— START AVAILABLE DATA —

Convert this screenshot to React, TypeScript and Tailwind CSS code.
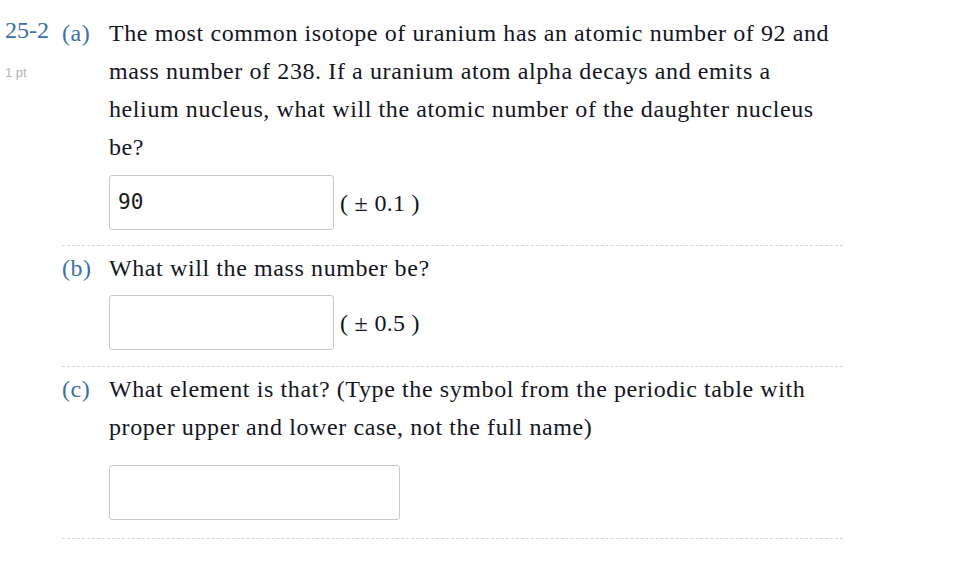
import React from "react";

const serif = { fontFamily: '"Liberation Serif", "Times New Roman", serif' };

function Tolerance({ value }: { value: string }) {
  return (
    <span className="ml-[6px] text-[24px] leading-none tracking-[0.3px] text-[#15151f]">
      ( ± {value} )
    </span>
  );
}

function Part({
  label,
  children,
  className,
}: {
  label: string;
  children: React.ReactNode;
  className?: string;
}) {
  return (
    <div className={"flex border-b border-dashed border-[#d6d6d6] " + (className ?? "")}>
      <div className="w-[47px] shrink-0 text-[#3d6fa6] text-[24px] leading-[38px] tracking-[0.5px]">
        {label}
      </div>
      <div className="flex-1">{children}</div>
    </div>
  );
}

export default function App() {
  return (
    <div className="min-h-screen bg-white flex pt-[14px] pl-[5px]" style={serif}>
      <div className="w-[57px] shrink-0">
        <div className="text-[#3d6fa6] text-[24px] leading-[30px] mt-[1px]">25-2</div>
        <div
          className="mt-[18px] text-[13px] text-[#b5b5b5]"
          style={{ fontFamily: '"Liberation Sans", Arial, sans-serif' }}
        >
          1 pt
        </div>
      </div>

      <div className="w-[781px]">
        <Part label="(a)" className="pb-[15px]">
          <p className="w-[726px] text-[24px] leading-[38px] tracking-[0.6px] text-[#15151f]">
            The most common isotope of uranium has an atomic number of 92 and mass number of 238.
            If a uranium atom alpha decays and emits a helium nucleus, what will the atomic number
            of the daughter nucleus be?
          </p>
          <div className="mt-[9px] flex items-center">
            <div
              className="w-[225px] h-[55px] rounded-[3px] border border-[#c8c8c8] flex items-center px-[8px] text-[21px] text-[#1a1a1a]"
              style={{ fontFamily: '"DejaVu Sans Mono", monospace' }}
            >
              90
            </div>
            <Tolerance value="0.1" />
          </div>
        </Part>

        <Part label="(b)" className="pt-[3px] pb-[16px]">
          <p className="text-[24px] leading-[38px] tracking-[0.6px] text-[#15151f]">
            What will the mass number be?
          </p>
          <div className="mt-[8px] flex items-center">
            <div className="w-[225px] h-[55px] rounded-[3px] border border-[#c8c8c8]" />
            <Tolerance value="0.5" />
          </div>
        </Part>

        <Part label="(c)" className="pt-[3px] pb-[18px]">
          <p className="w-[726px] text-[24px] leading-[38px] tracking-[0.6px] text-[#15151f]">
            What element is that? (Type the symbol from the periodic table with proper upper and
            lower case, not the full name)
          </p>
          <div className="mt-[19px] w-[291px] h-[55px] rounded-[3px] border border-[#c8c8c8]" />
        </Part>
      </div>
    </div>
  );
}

— END AVAILABLE DATA —

* [SHORT PROBLEM]:
Transcribe the full listing above exactly as it stands, minus the pictures.

* [RIGHT ANSWER]:
Convert this screenshot to React, TypeScript and Tailwind CSS code.
import React from "react";

const serif = { fontFamily: '"Liberation Serif", "Times New Roman", serif' };

function Tolerance({ value }: { value: string }) {
  return (
    <span className="ml-[6px] text-[24px] leading-none tracking-[0.3px] text-[#15151f]">
      ( ± {value} )
    </span>
  );
}

function Part({
  label,
  children,
  className,
}: {
  label: string;
  children: React.ReactNode;
  className?: string;
}) {
  return (
    <div className={"flex border-b border-dashed border-[#d6d6d6] " + (className ?? "")}>
      <div className="w-[47px] shrink-0 text-[#3d6fa6] text-[24px] leading-[38px] tracking-[0.5px]">
        {label}
      </div>
      <div className="flex-1">{children}</div>
    </div>
  );
}

export default function App() {
  return (
    <div className="min-h-screen bg-white flex pt-[14px] pl-[5px]" style={serif}>
      <div className="w-[57px] shrink-0">
        <div className="text-[#3d6fa6] text-[24px] leading-[30px] mt-[1px]">25-2</div>
        <div
          className="mt-[18px] text-[13px] text-[#b5b5b5]"
          style={{ fontFamily: '"Liberation Sans", Arial, sans-serif' }}
        >
          1 pt
        </div>
      </div>

      <div className="w-[781px]">
        <Part label="(a)" className="pb-[15px]">
          <p className="w-[726px] text-[24px] leading-[38px] tracking-[0.6px] text-[#15151f]">
            The most common isotope of uranium has an atomic number of 92 and mass number of 238.
            If a uranium atom alpha decays and emits a helium nucleus, what will the atomic number
            of the daughter nucleus be?
          </p>
          <div className="mt-[9px] flex items-center">
            <div
              className="w-[225px] h-[55px] rounded-[3px] border border-[#c8c8c8] flex items-center px-[8px] text-[21px] text-[#1a1a1a]"
              style={{ fontFamily: '"DejaVu Sans Mono", monospace' }}
            >
              90
            </div>
            <Tolerance value="0.1" />
          </div>
        </Part>

        <Part label="(b)" className="pt-[3px] pb-[16px]">
          <p className="text-[24px] leading-[38px] tracking-[0.6px] text-[#15151f]">
            What will the mass number be?
          </p>
          <div className="mt-[8px] flex items-center">
            <div className="w-[225px] h-[55px] rounded-[3px] border border-[#c8c8c8]" />
            <Tolerance value="0.5" />
          </div>
        </Part>

        <Part label="(c)" className="pt-[3px] pb-[18px]">
          <p className="w-[726px] text-[24px] leading-[38px] tracking-[0.6px] text-[#15151f]">
            What element is that? (Type the symbol from the periodic table with proper upper and
            lower case, not the full name)
          </p>
          <div className="mt-[19px] w-[291px] h-[55px] rounded-[3px] border border-[#c8c8c8]" />
        </Part>
      </div>
    </div>
  );
}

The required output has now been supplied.